We designed these lessons to introduce the skills and concepts of drama before moving to more integrated work. Begin by teaching these seven introductory lessons which are geared for 1st though 8th graders. Not enough time to teach seven lessons? Then we recommend you download lessons 2-5 and begin with those. Using these lessons, you can create an entire curriculum, which is aligned to National Standards, including assessments. If you follow these lessons, you will have your first seven lessons planned out for you which is especially helpful for those new to drama.
Before you start, a note about lesson objectivesIn most cases, we believe that only one to three objectives can be covered in a 30 to 60 minute lesson. If some objectives have been introduced in a previous lesson, then reviews of skills or concepts might be in order, increasing the number of objectives slightly. Even a good review takes time. The lessons sometimes have more objectives than we would normally recommend. Why? Because we are trying to quickly set a base of fundamental learning so that you can move to the Grade Level Guides where fewer objectives are covered, with more depth, in each lesson. Some things you might do:
- You might devise new lessons that repeat learning in a particular skill or concept if you think students need more time to master the content.
- If needed, you might also slow these lessons down, break them into chunks (except for The Circus lesson).

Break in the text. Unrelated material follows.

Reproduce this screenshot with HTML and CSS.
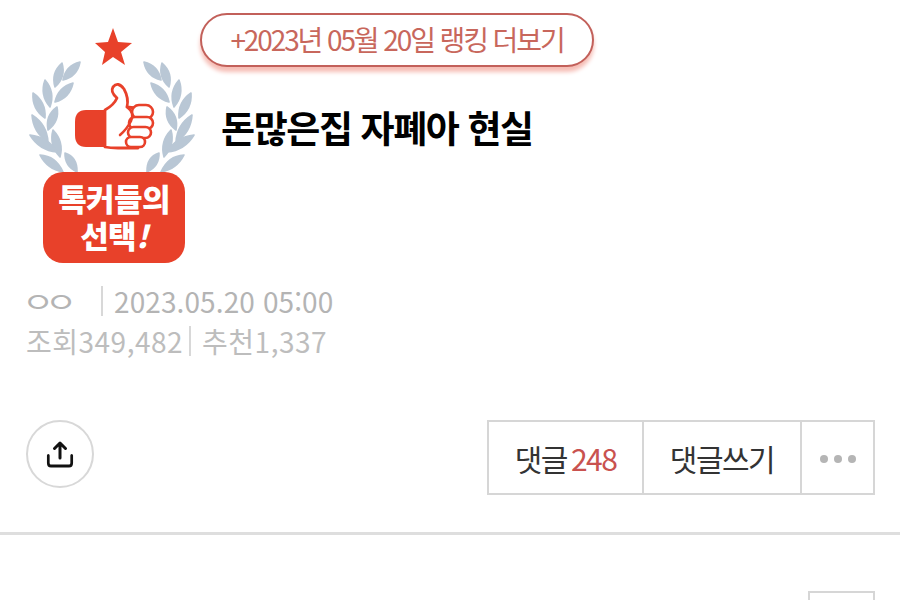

- You might omit an objective the first time you teach a lesson (or portion of a lesson); then repeat the lesson on another day focusing on the omitted objective. In our experience, many classes love doing the lessons and want them repeated. So, why not? Repeat them but focus the conversation, the Debrief and Learn, and the essential question on a skill or concept that needs more attention.
In drama, there is no right way, no wrong way. It is a creative endeavor for both the student and the teacher. Enjoy the work. Build the knowledge and skills and soon the young people will own the art form.
The Introductory Lessons
- Introducing the Five Senses Lesson: this lesson is a good starter lesson that works with the 5 senses (imagery ideas provided). This lesson can also be used with the story The Queen Bee's Dilemma.
- Book, Stick, Chair, Person Lesson: this lesson incorporates activities to assess participants so you can understand their abilities. Use this lesson early on to understand your group dynamics.
- Concentration and Partner Work Lesson: We designed this lesson to teach your group foundational drama skills for concentration and partner work. This lesson sets an important classroom management signal (the "Freeze") and students work with partners to learn collaboration and cooperation.
- Body Objects Lesson: Creating Settings with Details (complementary): this lesson was designed around the simple activity called Body Objects and makes use of the stories B.J.'s Journey, The Dreamer or The Sacred Scarab Root. Other stories can be adapted to this lesson as well.
- The Circus Lesson - Introducing the Three P’s: This lesson introduces your class or group to the three P's: Planning, Practicing, Presenting (or Performing). This lesson requires no additional materials.
- The Hare and Tortoise Lesson - Playing Animal Characters: This lesson is built around the story with the same name: The Tortoise and the Hare. Most people will be familiar with this fable and our version of the story can be found on here along with the integration ideas and skills taught. An alternate story to use with this lesson is How the Earth was Formed on Turtle's Back.
- The Sacred Scarab Lesson - Review & Assess: this lesson builds on the previous six. This is a culminating lesson for the introduction of drama. Most of the lesson is review and/or assessment. If you are not assessing and the class appears ready to advance, you might also use this lesson to introduce or review story elements. It works with the story The Sacred Scarab Root.